------ INFORMATION SUPPLIED

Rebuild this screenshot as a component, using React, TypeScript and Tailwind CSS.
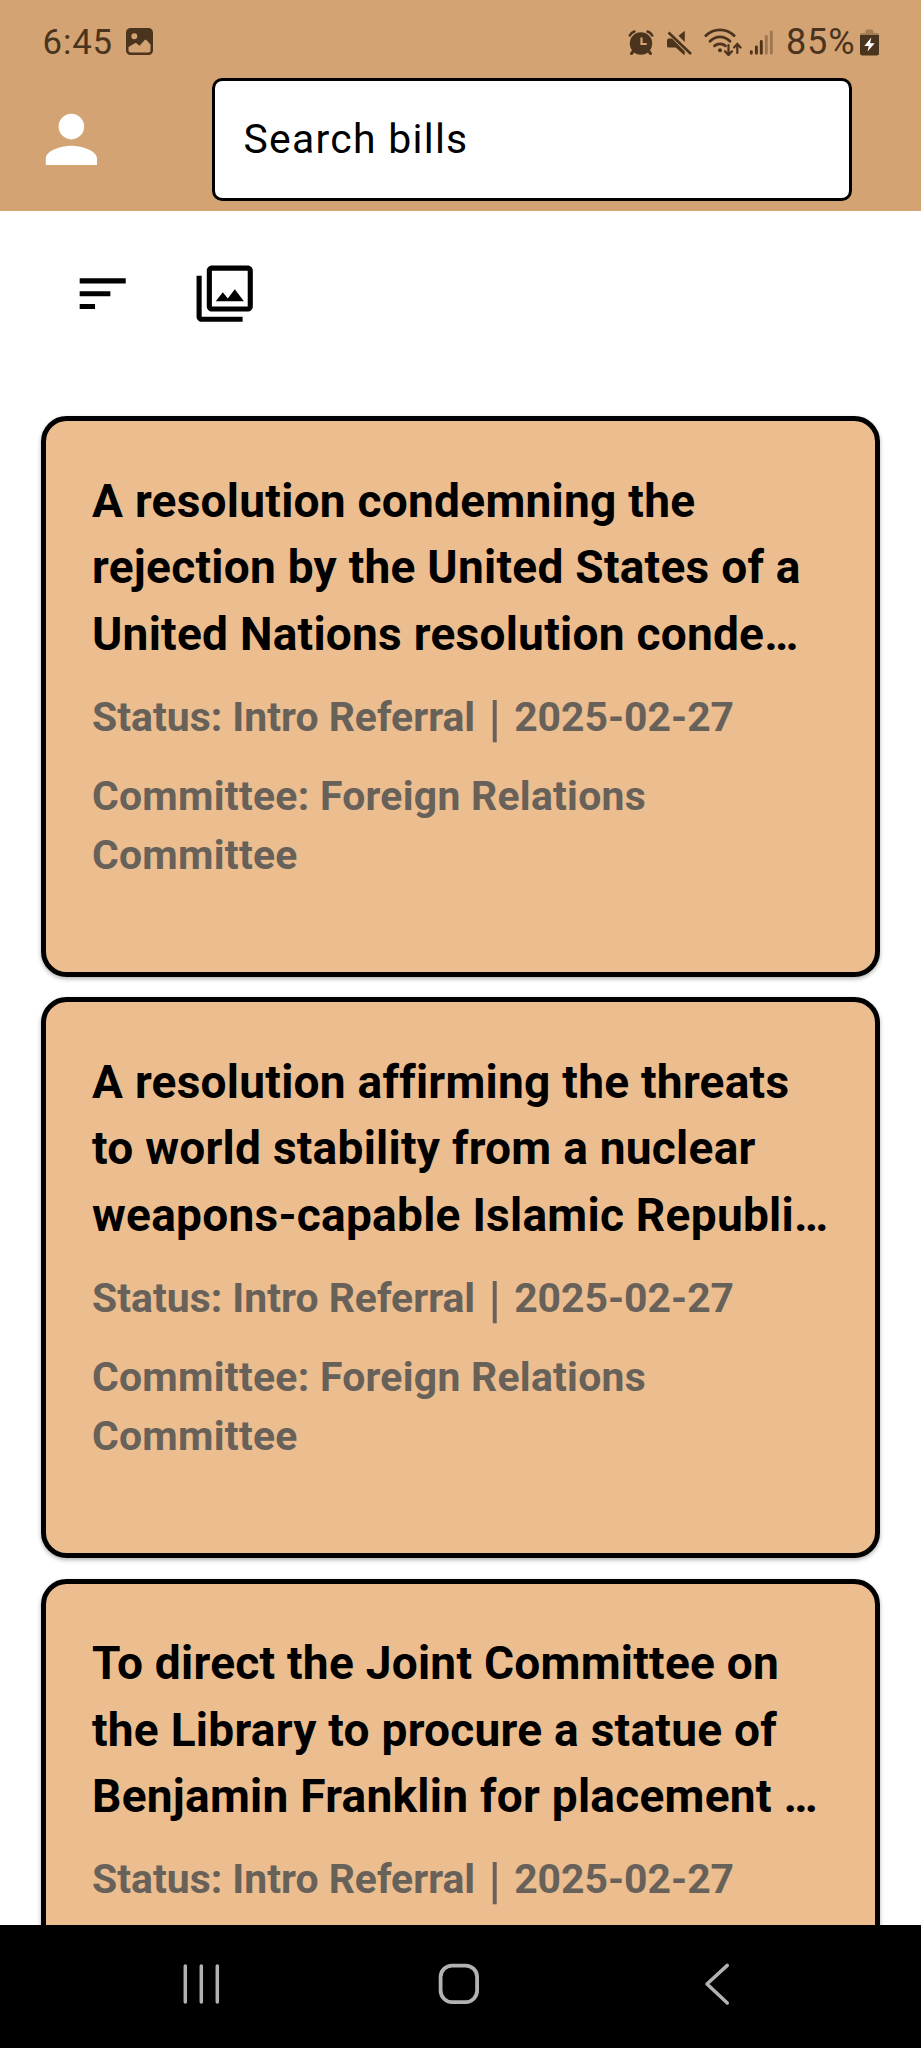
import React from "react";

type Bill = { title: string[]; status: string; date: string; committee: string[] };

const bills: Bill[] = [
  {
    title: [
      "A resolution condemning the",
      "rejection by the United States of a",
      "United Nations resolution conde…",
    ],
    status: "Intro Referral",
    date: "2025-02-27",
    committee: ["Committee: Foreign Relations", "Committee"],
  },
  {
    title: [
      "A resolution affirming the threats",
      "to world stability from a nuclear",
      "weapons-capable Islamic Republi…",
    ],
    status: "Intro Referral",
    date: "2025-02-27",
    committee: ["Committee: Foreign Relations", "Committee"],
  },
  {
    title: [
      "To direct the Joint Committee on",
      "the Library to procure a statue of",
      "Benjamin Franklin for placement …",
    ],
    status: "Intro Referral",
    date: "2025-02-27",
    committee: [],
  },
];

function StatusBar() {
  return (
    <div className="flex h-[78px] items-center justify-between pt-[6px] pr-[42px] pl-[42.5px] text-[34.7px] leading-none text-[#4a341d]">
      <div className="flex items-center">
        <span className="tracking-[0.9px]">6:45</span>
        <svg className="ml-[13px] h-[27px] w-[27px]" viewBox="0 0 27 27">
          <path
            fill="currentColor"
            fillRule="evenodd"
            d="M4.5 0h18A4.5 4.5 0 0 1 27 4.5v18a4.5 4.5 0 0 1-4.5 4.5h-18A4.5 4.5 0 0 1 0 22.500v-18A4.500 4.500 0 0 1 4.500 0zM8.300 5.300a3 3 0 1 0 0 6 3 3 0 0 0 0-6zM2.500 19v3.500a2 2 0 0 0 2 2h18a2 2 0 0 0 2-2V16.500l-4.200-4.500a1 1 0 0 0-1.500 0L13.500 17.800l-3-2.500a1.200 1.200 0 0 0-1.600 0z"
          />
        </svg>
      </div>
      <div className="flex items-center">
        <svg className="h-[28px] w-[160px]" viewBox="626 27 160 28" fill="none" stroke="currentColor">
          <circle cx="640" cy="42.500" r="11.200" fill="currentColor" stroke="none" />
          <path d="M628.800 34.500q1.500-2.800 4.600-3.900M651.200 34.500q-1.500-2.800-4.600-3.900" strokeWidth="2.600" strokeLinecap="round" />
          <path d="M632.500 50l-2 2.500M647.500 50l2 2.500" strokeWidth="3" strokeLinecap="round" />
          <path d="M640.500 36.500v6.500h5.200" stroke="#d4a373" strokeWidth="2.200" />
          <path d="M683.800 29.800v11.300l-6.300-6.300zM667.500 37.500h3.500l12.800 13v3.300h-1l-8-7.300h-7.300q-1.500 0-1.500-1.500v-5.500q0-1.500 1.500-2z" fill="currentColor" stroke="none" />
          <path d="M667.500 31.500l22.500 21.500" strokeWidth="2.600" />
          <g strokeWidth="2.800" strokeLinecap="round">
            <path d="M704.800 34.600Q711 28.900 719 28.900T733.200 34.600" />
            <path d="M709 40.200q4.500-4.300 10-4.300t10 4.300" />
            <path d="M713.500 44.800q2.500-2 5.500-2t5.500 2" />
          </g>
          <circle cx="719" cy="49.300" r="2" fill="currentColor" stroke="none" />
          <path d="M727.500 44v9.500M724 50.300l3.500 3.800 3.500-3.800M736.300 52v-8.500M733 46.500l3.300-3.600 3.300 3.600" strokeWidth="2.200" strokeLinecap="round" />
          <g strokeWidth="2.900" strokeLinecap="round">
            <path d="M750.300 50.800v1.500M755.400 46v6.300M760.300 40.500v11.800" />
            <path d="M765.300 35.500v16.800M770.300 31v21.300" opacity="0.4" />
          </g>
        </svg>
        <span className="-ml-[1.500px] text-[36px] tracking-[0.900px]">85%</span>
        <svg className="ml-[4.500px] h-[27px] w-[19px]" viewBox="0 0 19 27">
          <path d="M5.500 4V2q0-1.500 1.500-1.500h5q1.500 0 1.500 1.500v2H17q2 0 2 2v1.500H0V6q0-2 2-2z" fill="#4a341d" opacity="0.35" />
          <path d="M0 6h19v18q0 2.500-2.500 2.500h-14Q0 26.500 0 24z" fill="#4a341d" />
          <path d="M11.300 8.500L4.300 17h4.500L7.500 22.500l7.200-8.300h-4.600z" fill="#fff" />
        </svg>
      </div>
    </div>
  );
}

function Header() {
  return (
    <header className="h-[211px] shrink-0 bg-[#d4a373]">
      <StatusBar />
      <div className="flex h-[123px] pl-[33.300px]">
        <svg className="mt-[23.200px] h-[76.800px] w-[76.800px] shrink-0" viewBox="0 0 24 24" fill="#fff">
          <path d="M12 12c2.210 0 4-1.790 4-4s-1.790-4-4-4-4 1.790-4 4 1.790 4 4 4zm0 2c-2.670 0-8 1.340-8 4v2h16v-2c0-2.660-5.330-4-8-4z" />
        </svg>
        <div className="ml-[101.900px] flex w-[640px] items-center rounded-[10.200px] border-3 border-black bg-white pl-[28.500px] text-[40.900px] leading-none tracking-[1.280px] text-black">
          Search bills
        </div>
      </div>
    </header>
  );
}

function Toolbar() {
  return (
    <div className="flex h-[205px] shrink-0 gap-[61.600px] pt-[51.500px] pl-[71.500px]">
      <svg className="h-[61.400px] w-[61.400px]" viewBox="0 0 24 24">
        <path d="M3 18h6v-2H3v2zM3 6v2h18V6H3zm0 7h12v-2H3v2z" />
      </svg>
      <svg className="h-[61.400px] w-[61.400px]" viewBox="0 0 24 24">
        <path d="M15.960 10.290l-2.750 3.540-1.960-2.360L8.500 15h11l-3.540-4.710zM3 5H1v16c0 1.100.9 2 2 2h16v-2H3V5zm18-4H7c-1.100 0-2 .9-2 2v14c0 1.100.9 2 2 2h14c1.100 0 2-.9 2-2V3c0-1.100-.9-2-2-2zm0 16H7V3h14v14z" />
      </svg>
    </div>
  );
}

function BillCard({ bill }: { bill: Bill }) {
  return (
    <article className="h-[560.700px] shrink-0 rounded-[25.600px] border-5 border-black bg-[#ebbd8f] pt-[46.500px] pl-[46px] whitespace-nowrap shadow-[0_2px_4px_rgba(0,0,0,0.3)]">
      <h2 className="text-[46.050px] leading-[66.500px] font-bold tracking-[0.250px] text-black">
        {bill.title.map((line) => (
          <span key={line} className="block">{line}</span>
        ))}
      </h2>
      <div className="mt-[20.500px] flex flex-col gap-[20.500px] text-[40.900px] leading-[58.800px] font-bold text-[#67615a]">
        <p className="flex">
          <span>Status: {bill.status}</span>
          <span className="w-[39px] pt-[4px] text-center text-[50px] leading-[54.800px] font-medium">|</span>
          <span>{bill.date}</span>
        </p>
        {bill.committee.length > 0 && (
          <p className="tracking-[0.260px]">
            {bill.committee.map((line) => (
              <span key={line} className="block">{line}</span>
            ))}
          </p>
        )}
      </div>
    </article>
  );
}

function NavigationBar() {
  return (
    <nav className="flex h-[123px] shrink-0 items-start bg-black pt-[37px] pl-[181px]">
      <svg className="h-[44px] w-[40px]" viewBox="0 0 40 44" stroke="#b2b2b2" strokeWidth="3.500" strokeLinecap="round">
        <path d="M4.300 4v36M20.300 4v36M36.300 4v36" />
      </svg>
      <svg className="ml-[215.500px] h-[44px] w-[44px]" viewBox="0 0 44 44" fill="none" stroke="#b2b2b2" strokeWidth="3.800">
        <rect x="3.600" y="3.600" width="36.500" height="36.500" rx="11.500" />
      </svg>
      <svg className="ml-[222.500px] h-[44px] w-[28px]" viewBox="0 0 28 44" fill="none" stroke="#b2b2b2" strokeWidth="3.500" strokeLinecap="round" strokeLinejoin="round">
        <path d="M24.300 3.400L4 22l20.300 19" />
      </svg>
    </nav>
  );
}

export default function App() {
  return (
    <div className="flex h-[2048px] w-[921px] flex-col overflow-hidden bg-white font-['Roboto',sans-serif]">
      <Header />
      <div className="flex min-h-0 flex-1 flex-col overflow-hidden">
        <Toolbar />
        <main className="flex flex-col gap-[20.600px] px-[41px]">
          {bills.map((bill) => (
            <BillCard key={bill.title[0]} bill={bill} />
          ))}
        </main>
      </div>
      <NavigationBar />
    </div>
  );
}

------------

Reproduce each line holding the word "React".

Rebuild this screenshot as a component, using React, TypeScript and Tailwind CSS.
import React from "react";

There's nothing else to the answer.